In recent years, there’s been a lot of talk about how “Big Data” stands to revolutionize biomedical research. Indeed, we’ve already gained many new insights into health and disease thanks to the power of new technologies to generate astonishing amounts of molecular data—DNA sequences, epigenetic marks, and metabolic signatures, to name a few. But what’s often overlooked is the value of combining all that with a more mundane type of Big Data: the vast trove of clinical information contained in electronic health records (EHRs).

In a recent study in Science Translational Medicine  [1], NIH-funded researchers demonstrated the tremendous potential of using EHRs, combined with genome-wide analysis, to learn more about a common, chronic disease—type 2 diabetes. Sifting through the EHR and genomic data of more than 11,000 volunteers, the researchers uncovered what appear to be three distinct subtypes of type 2 diabetes. Not only does this work have implications for efforts to reduce this leading cause of death and disability, it provides a sneak peek at the kind of discoveries that will be made possible by the new Precision Medicine Initiative’s national research cohort, which will enroll 1 million or more volunteers who agree to share their EHRs and genomic information.

In the latest study, a research team, led by Li Li and Joel Dudley of the Icahn School of Medicine at Mount Sinai, New York, started with EHR data from a racially and socioeconomically diverse cohort of 11,210 hospital outpatients. Of these volunteers, 2,551 had been diagnosed with type 2 diabetes, which is the most common form of diabetes.
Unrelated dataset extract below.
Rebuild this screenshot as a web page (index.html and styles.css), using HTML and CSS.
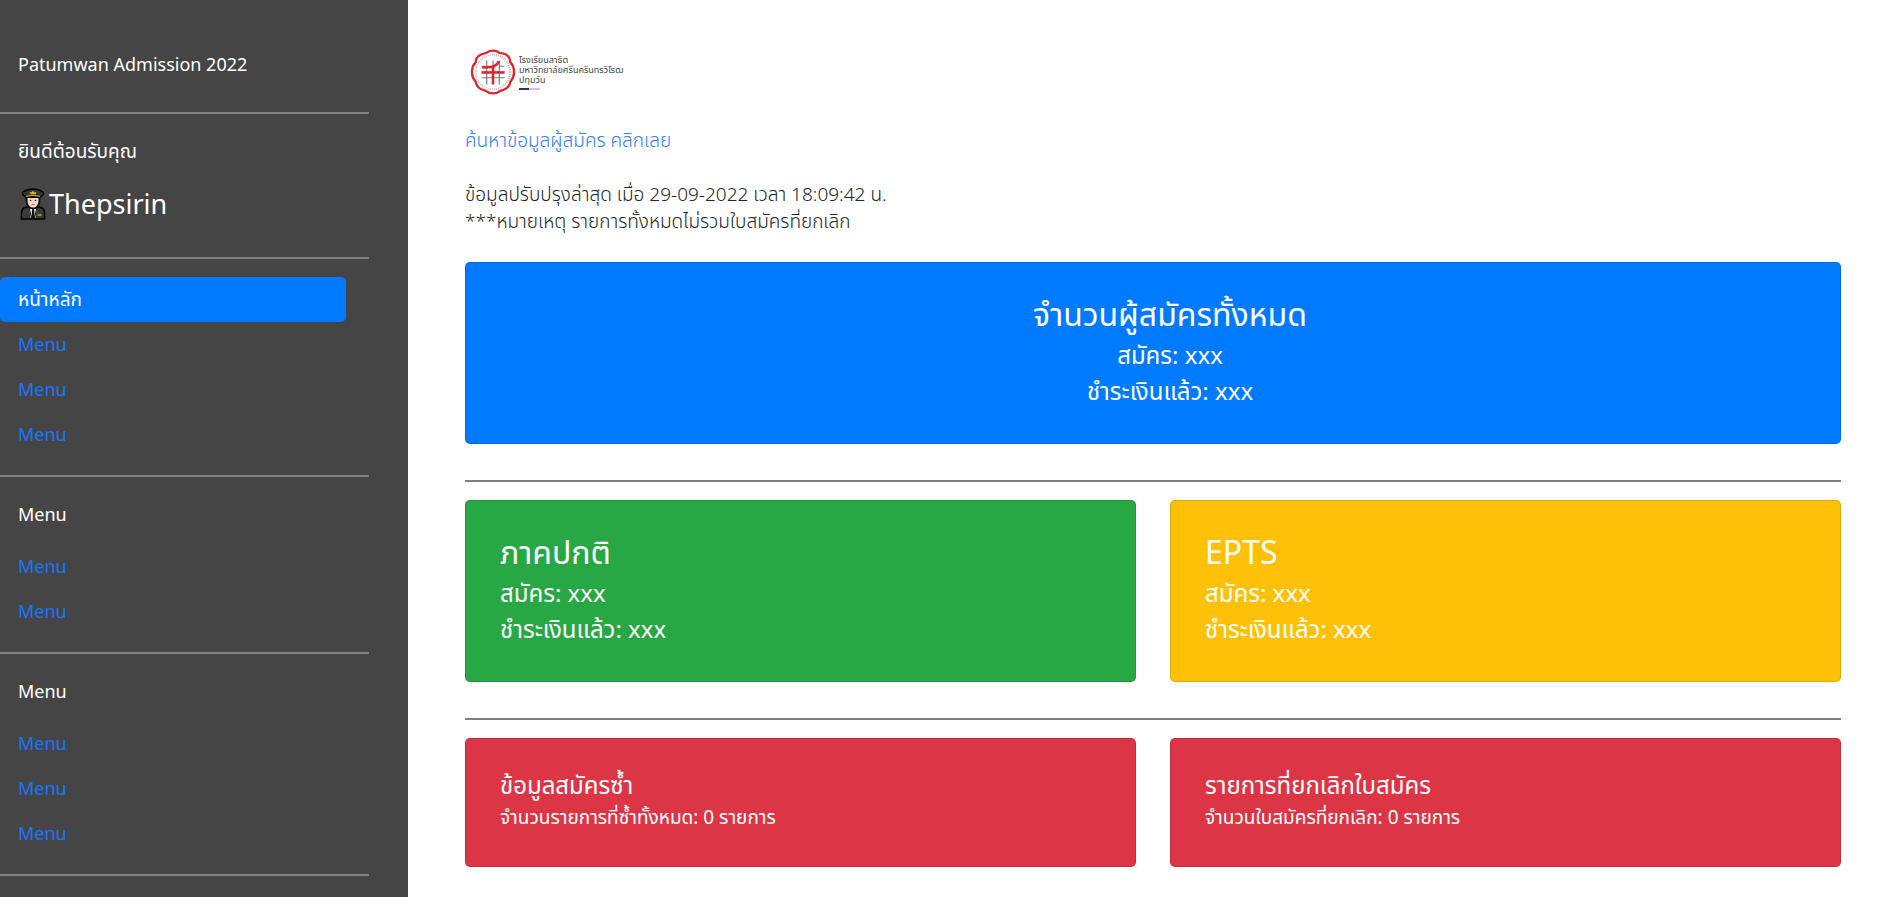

Without focusing on any particular disease or condition, the researchers first sought to identify similarities among all participants, based on their lab results, blood pressure readings, height, weight, and other routine clinical information in their EHRs. The approach was similar to building a social network with connections forged, not on friendships, but medical information. When the resulting network was color-coded to reveal participants with type 2 diabetes, an interesting pattern emerged. Instead of being located in one, large clump on this “map,” the points indicating people with type 2 diabetes were actually grouped into several smaller, distinct clusters, suggesting the disease may have subtypes.

To take a closer look, the researchers rebuilt the network to include only participants with type 2 diabetes. They then reanalyzed the EHRs based on 73 clinical characteristics, including gender, glucose levels, and white blood cell counts. That work confirmed that there were three distinct subtypes of type 2 diabetes among study participants.